Canada’s Federal government announced yesterday that it would refer two labour disputes – one involving 8600 ground staff, the other involving 3000 pilots – to the Canada Industrial Relations Board. The move that was widely expected and which prevents a strike or lockout by either side, preventing a disruption during the busy March Break holidays. Ground crews had threatened a strike, while management had issued a lockout notice to pilots.

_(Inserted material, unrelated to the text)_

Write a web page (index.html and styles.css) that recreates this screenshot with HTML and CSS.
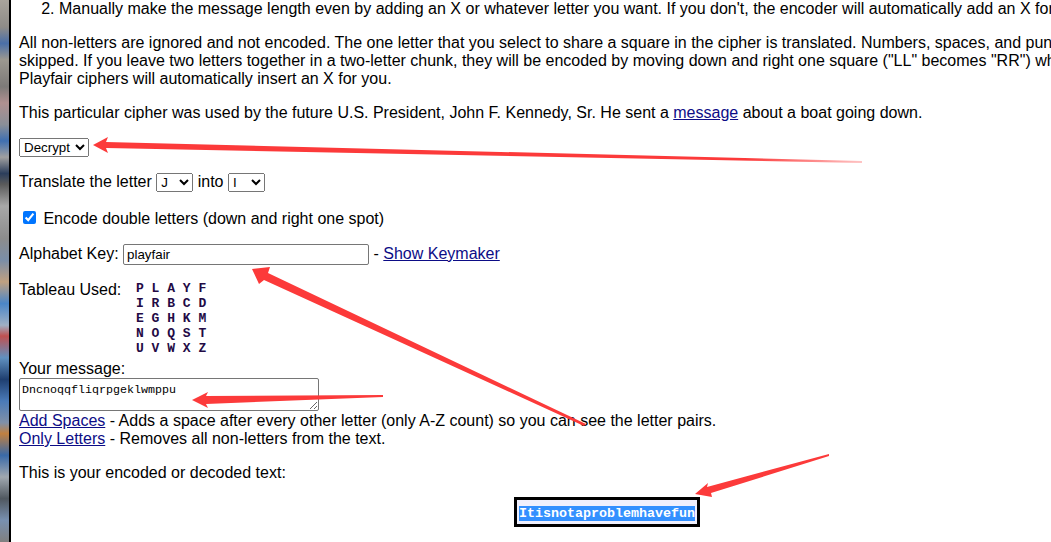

The government once again invoked it’s right to refer labour disputes that could effect the health and safety of Canadians to the Board, according to the Globe and Mail:

[Minister] Raitt asked the labour board to “determine the activities that Air Canada may be required to maintain as relates to the health and safety of Canadians.” Industry experts said her decision amounted to a legal tactic to prevent any disruption to Air Canada’s flights, buying time for management and union leaders to find a way to break the impasse or potentially face binding arbitration.

“Our government is concerned that the work stoppages are going to have an effect, both on our national economy and of course on the Canadian travelling public,” said Ms. Raitt, who relied on a similar referral to the labour board last October to prevent 6,800 flight attendants from walking off the job.

The Minister was not clear as to how economic damage or travelling disruptions threaten health and safety, and some observers are concerned about the collective impact of this kind of decision on collective bargaining.

Labour lawyer Howard Levitt told CTV that “There may already be a deal that’s already happened, the problem is everyone doesn’t know that and my concern is these constant interventions are the death knell of serious collective bargaining in this country.”

Capt. Paul Strachan, President of the Air Canada Pilot’s Association, was more direct in his comments to the Globe: “[Ministerial interference] does affect the bargaining landscape, absolutely,” he said. Dave Ritchie, Canadian general vice-president for the International Association of Machinists and Aerospace Workers, noted that the union had asked the Minister to stay out of this dispute. “I’m not too happy about it,” he added.

In the author’s view, parties to a labour dispute must be allowed to negotiate within the constraints of the Act: referring such disputes to arbitrators as a matter of course weakens collective bargaining, discourages good faith negotiation, reduces the apparent risk of intransigence, and results in compromise outcomes that will not satisfy either side and may serve to paper over legitimate industrial concerns.

In the present case the ‘health and safety’ justification for the exercise of Ministerial power is clearly political, and accordingly this particular interference also seriously damages the position of the government as an independent and honest administrator of the public trust. On the other hand, the move will be popular with nervous travellers and families, who expressed relief yesterday that their holiday plans would be unaffected.